**Written exercise**
Quote the whole listing word for word. Do not include the pictures.

= = =

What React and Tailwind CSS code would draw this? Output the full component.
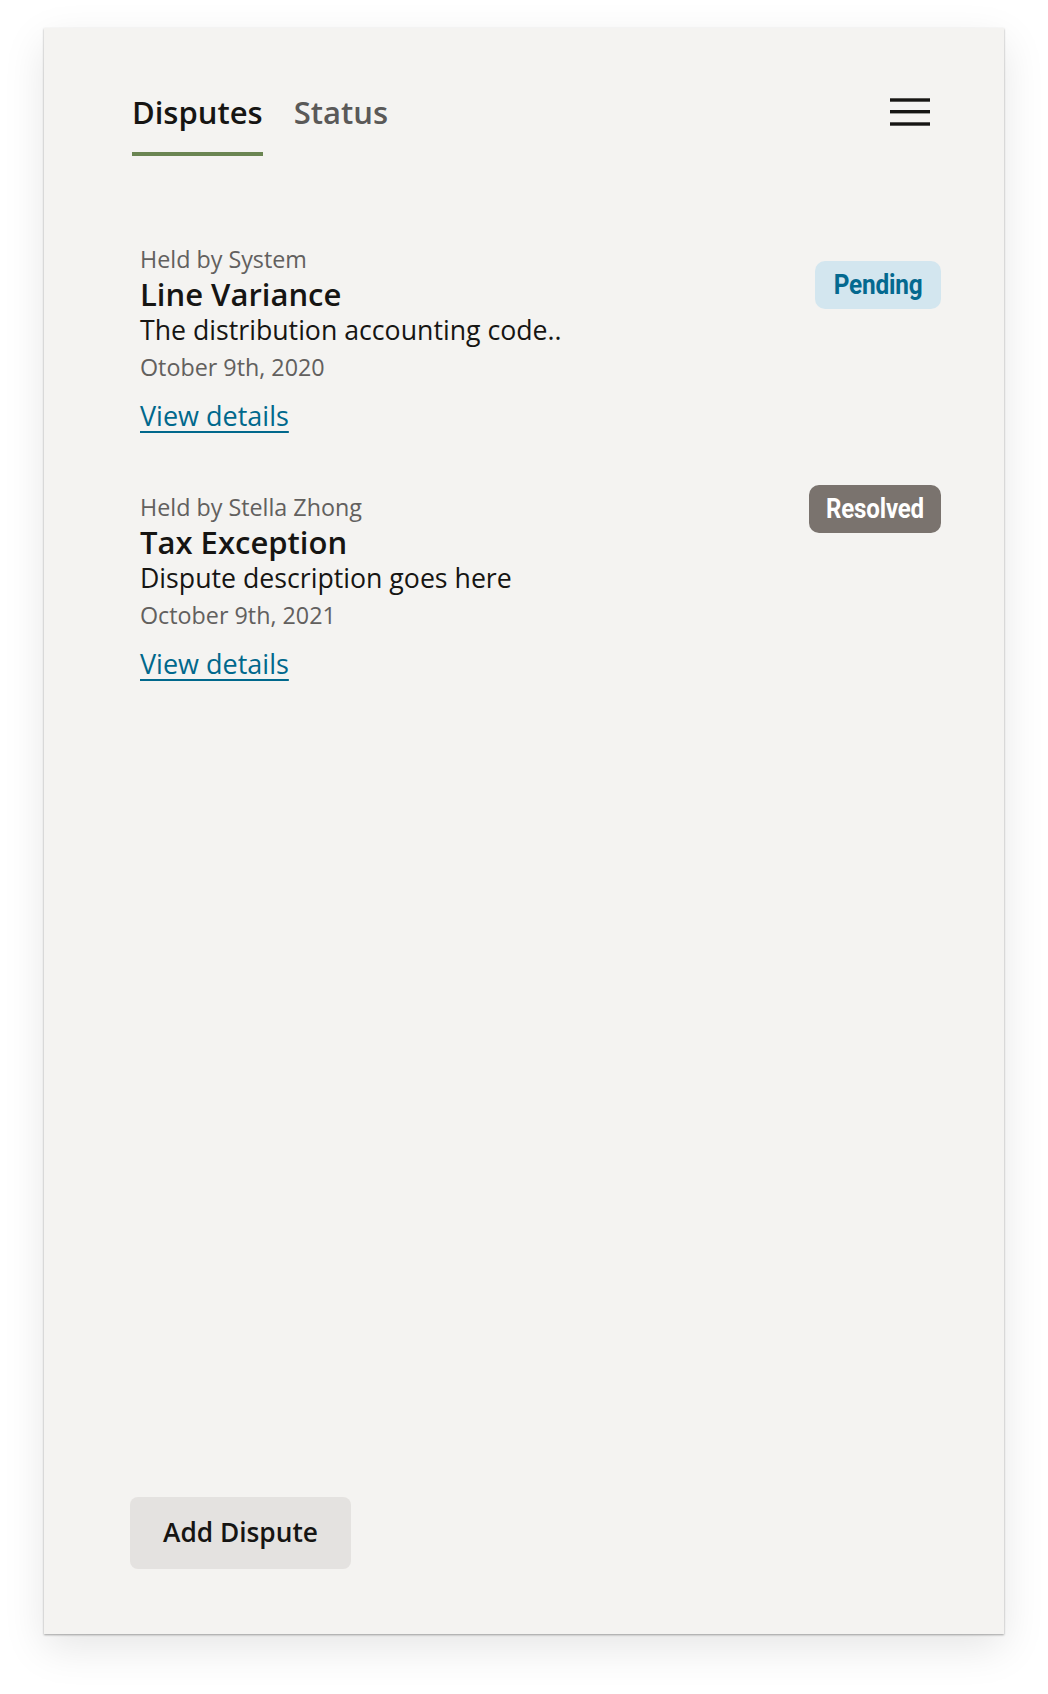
import { Menu } from "lucide-react";

const disputes = [
  {
    id: 1,
    heldBy: "Held by System",
    title: "Line Variance",
    description: "The distribution accounting code..",
    date: "Otober 9th, 2020",
    status: "Pending",
  },
  {
    id: 2,
    heldBy: "Held by Stella Zhong",
    title: "Tax Exception",
    description: "Dispute description goes here",
    date: "October 9th, 2021",
    status: "Resolved",
  },
];

const StatusBadge = ({ status }) => {
  if (status === "Pending") {
    return (
      <span className="mt-[18px] flex h-[48px] w-[126px] items-center justify-center rounded-[10px] bg-[#d3e6ef] font-[Roboto,sans-serif] text-[28px] font-bold text-[#04698f]">
        <span className="scale-x-[0.87] tracking-[-0.2px]">{status}</span>
      </span>
    );
  }
  return (
    <span className="mt-[-6px] flex h-[48px] w-[132px] items-center justify-center rounded-[10px] bg-[#7a736e] font-[Roboto,sans-serif] text-[28px] font-bold text-white">
      <span className="scale-x-[0.86] tracking-[-0.2px]">{status}</span>
    </span>
  );
};

const DisputeItem = ({ item }) => (
  <div className="flex items-start justify-between">
    <div className="flex flex-col">
      <p className="text-[23.3px] leading-[32px] text-[#62605e]">{item.heldBy}</p>
      <h2 className="text-[31px] leading-[38px] font-semibold text-[#161513]">
        {item.title}
      </h2>
      <p className="text-[26.7px] leading-[33px] text-[#161513]">
        {item.description}
      </p>
      <p className="mt-[5px] text-[23.3px] leading-[32px] text-[#62605e]">{item.date}</p>
      <a
        href="#"
        className="mt-[16px] self-start text-[27px] leading-[33px] text-[#00688c] underline decoration-2 underline-offset-[5px]"
      >
        View details
      </a>
    </div>
    <StatusBadge status={item.status} />
  </div>
);

const App = () => {
  return (
    <div className="h-[1694px] w-[1048px] bg-white pl-[44px] pt-[28px] font-['Open_Sans','Noto_Sans',sans-serif]">
      <div className="flex h-[1606px] w-[960px] flex-col bg-[#f4f3f1] shadow-[0_1px_2px_rgba(0,0,0,0.35),0_14px_40px_rgba(0,0,0,0.10)]">
        {/* Header tabs */}
        <div className="flex items-start justify-between pl-[88px] pr-[74px] pt-[64px]">
          <div className="flex gap-[31px]">
            <button className="border-b-[4px] border-[#6a8552] pb-[20px] text-[31px] leading-[40px] font-semibold text-[#161513]">
              Disputes
            </button>
            <button className="pb-[24px] text-[31px] leading-[40px] font-semibold text-[#5a5958]">
              Status
            </button>
          </div>
          <svg width="40" height="28" viewBox="0 0 40 28" className="mt-[6px]">
            <rect x="0" y="0.3" width="40" height="3.4" fill="#161513" />
            <rect x="0" y="12" width="40" height="3.4" fill="#161513" />
            <rect x="0" y="24.3" width="40" height="3.4" fill="#161513" />
          </svg>
        </div>

        {/* Dispute list */}
        <div className="mt-[87px] flex flex-col gap-[59px] pl-[96px] pr-[63px]">
          {disputes.map((item) => (
            <DisputeItem key={item.id} item={item} />
          ))}
        </div>

        {/* Footer */}
        <div className="mt-auto pb-[65px] pl-[86px]">
          <button className="h-[72px] w-[221px] rounded-[8px] bg-[#e4e2e0] text-[26.3px] font-semibold text-[#161513]">
            Add Dispute
          </button>
        </div>
      </div>
    </div>
  );
};

export default App;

= = =

**Written solution**
What React and Tailwind CSS code would draw this? Output the full component.
import { Menu } from "lucide-react";

const disputes = [
  {
    id: 1,
    heldBy: "Held by System",
    title: "Line Variance",
    description: "The distribution accounting code..",
    date: "Otober 9th, 2020",
    status: "Pending",
  },
  {
    id: 2,
    heldBy: "Held by Stella Zhong",
    title: "Tax Exception",
    description: "Dispute description goes here",
    date: "October 9th, 2021",
    status: "Resolved",
  },
];

const StatusBadge = ({ status }) => {
  if (status === "Pending") {
    return (
      <span className="mt-[18px] flex h-[48px] w-[126px] items-center justify-center rounded-[10px] bg-[#d3e6ef] font-[Roboto,sans-serif] text-[28px] font-bold text-[#04698f]">
        <span className="scale-x-[0.87] tracking-[-0.2px]">{status}</span>
      </span>
    );
  }
  return (
    <span className="mt-[-6px] flex h-[48px] w-[132px] items-center justify-center rounded-[10px] bg-[#7a736e] font-[Roboto,sans-serif] text-[28px] font-bold text-white">
      <span className="scale-x-[0.86] tracking-[-0.2px]">{status}</span>
    </span>
  );
};

const DisputeItem = ({ item }) => (
  <div className="flex items-start justify-between">
    <div className="flex flex-col">
      <p className="text-[23.3px] leading-[32px] text-[#62605e]">{item.heldBy}</p>
      <h2 className="text-[31px] leading-[38px] font-semibold text-[#161513]">
        {item.title}
      </h2>
      <p className="text-[26.7px] leading-[33px] text-[#161513]">
        {item.description}
      </p>
      <p className="mt-[5px] text-[23.3px] leading-[32px] text-[#62605e]">{item.date}</p>
      <a
        href="#"
        className="mt-[16px] self-start text-[27px] leading-[33px] text-[#00688c] underline decoration-2 underline-offset-[5px]"
      >
        View details
      </a>
    </div>
    <StatusBadge status={item.status} />
  </div>
);

const App = () => {
  return (
    <div className="h-[1694px] w-[1048px] bg-white pl-[44px] pt-[28px] font-['Open_Sans','Noto_Sans',sans-serif]">
      <div className="flex h-[1606px] w-[960px] flex-col bg-[#f4f3f1] shadow-[0_1px_2px_rgba(0,0,0,0.35),0_14px_40px_rgba(0,0,0,0.10)]">
        {/* Header tabs */}
        <div className="flex items-start justify-between pl-[88px] pr-[74px] pt-[64px]">
          <div className="flex gap-[31px]">
            <button className="border-b-[4px] border-[#6a8552] pb-[20px] text-[31px] leading-[40px] font-semibold text-[#161513]">
              Disputes
            </button>
            <button className="pb-[24px] text-[31px] leading-[40px] font-semibold text-[#5a5958]">
              Status
            </button>
          </div>
          <svg width="40" height="28" viewBox="0 0 40 28" className="mt-[6px]">
            <rect x="0" y="0.3" width="40" height="3.4" fill="#161513" />
            <rect x="0" y="12" width="40" height="3.4" fill="#161513" />
            <rect x="0" y="24.3" width="40" height="3.4" fill="#161513" />
          </svg>
        </div>

        {/* Dispute list */}
        <div className="mt-[87px] flex flex-col gap-[59px] pl-[96px] pr-[63px]">
          {disputes.map((item) => (
            <DisputeItem key={item.id} item={item} />
          ))}
        </div>

        {/* Footer */}
        <div className="mt-auto pb-[65px] pl-[86px]">
          <button className="h-[72px] w-[221px] rounded-[8px] bg-[#e4e2e0] text-[26.3px] font-semibold text-[#161513]">
            Add Dispute
          </button>
        </div>
      </div>
    </div>
  );
};

export default App;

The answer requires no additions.